Answers like ‘traveling is tiring’ are generally NOT accepted by the locals I know (aka ahem, from where we come from). Relatives and friends will judge you based on how much money you spend. Douche move? I think so too. But that’s the way it is back home. Peer pressure is real shit back home and no words will allow me to describe how annoying and incredibly stupid it is.

The problem does not lie in spending money on vacations because who doesn’t like traveling to places? The problem lies in these people traveling to show off/flaunt their money and judging other people who don’t do the same.

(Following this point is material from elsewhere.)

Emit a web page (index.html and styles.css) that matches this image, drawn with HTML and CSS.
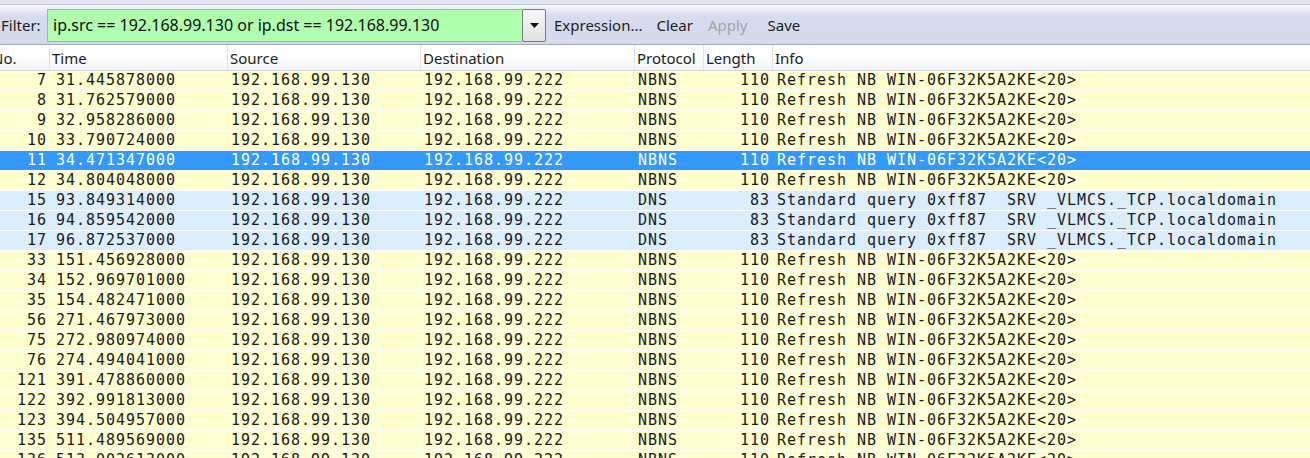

Someone’s got a Michael Kors bag? Okay, you HAVE to have one or at least a similar upscale designer bag because if you don’t, you will be disqualified from their friend list. I mean, come on, you’re not IN enough!! How can one be seen with someone carrying a $10 bag when the other person is carrying a real leather tote handmade in Italy that cost at least 100 times of that?! -note sarcasm-

Someone is paying $25 for an English breakfast which isn’t even good but is famous because of the unique decor? Someone is eating at a Mexican restaurant that serves nachos for $40 and you haven’t been? You HAVE to go because if you don’t, face disqualification and/or harsh judgment.

Someone went on a full two-week Europe tour? You HAVE to go on a similar vacation because if you don’t, prepare to face potential gossip about how you’re poor.  Like, omg you can’t afford to travel, ewww. Or, eww someone who doesn’t want to go to New York or Paris? So boring. People are judgmental, yes they are.

Does going on vacations measure my worth? No, it doesn’t, so people need to shut up and stop with their stupid peer pressure.

All I can say is, live within your means. If you can afford it, go for it. If you can afford but don’t want to do/buy/eat something or go somewhere, then don’t. If you can’t afford it, that’s absolutely fine too and you shouldn’t be made to feel bad about not being able to.

And that’s it, folks. Apparently I had a lot to say. Have a lovely little Monday.